如果不能立不世之功業,那么就選擇“立言”,寫道德文章,以期流傳后人,遺芳百世。古人認為文章是“千古事”,學問道德文章,因為承載著精神,往往能萬古不死;而功名、事業和富貴,都會隨個人和時代的消亡而消失殆盡。古人追求的就是精神的不朽之名。所以,古來那些有才德的知識分子,總是懷著一份名節之追求,可以放棄功名利祿,但不可心失去名節,更對于道德文章傾注巨大的熱情。因為在他看來,文章千古事,是可能為他留下千古名聲的。
但是,史上留名,當然是很難的,不是你努力就一定能做到,也不是你有功業就一定可留個好名聲。一切都要經受歷史的考驗,讓時間和后人去評說。當世的評論并不能說明什么。所以,清代詩人吳梅村說的:“飽食終何用,難全不朽名。”古人追求的名聲,可不像現在這么急功近利,追求現世的名聲,以帶來現世的實惠。他們追求的是身后留名,希望自己的功業,或學問道德,能遺惠后人,流芳百世。
當下社會的名聲之求,與古代相比,程度上可是有過之而無不及。只是追求的是現世名,目的為現世的利益。至于身后名,那是沒譜的事,而且太不現實,太不實惠了,誰去追求那個呢?不如現實點更實惠。所以,今天的一些知識分子的求名,可不在乎古人那些萬世之名的。也不像古人那樣苦修,堅持節操,修養一生,立不世功業,著道德文章,而是急功近利,坐不住書齋,靜不下心來,沒興趣于研究學問,更感興趣于到處游學、演講、走穴賺錢,上電視報紙,與某人在網上開口水戰……反正,目的也是為了出名;而出名呢?是為了賺錢,生活水平得以提高——才不肯像古人那么傻,去“安貧樂道”呢!都新時代了,讓“君子固窮”之類的觀念見鬼去吧!知識分子難道就應該受窮嗎?就應該寂寞嗎?那我可不要!在經濟社會,不如忙著把自己腦子里這點學識,兌換成錢幣來得更實惠。

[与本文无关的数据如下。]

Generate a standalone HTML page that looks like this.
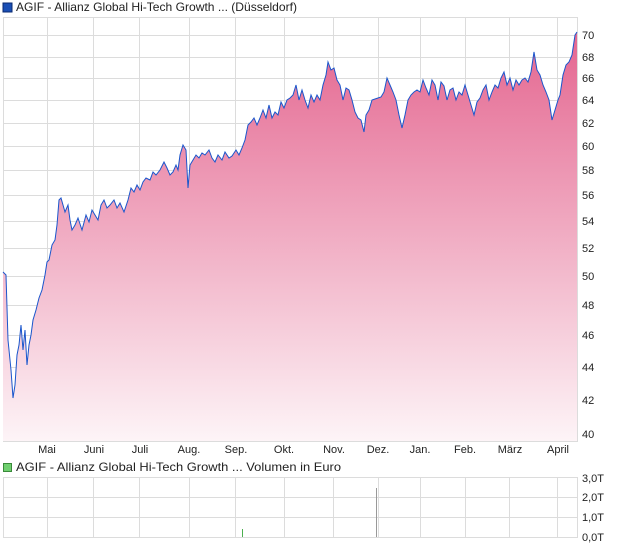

不是說文人就應該窮,也不是說文人不可以知識文化換成金錢,只是這個職業本身需要沉靜狀態下,不受外界和名利之累,需要靜心做事,否則做不好,最終也成就不了什么功名的。更不要說留名了。所以,此類行為是一種短視,也是對自己學問的不自信,所以,跳跳達達,上躥下跳地,不能安分踏實。在當下,一個知識分子能耐得住寂寞,不隨波逐流,顯得更為可貴和必要。因為,這樣一個時代,更需要真正潛心于學問和創作的人,否則,就不可能有對得起這個時代的偉大思想和作品。
所以,今天的一些知識分子寫的所謂道德文章,實在很難說有流傳的價值。南先生在談到現代人的功名追求時,說:“先不談古人,就拿現在來說,幾十年來,不知出版了多少著作,但其中能被我們放在書架上要保留它到二三十年的,又有幾本?尤其現在流行的白話文章,看完了就丟,只有三分鐘的壽命,因為它缺乏流傳的可能。”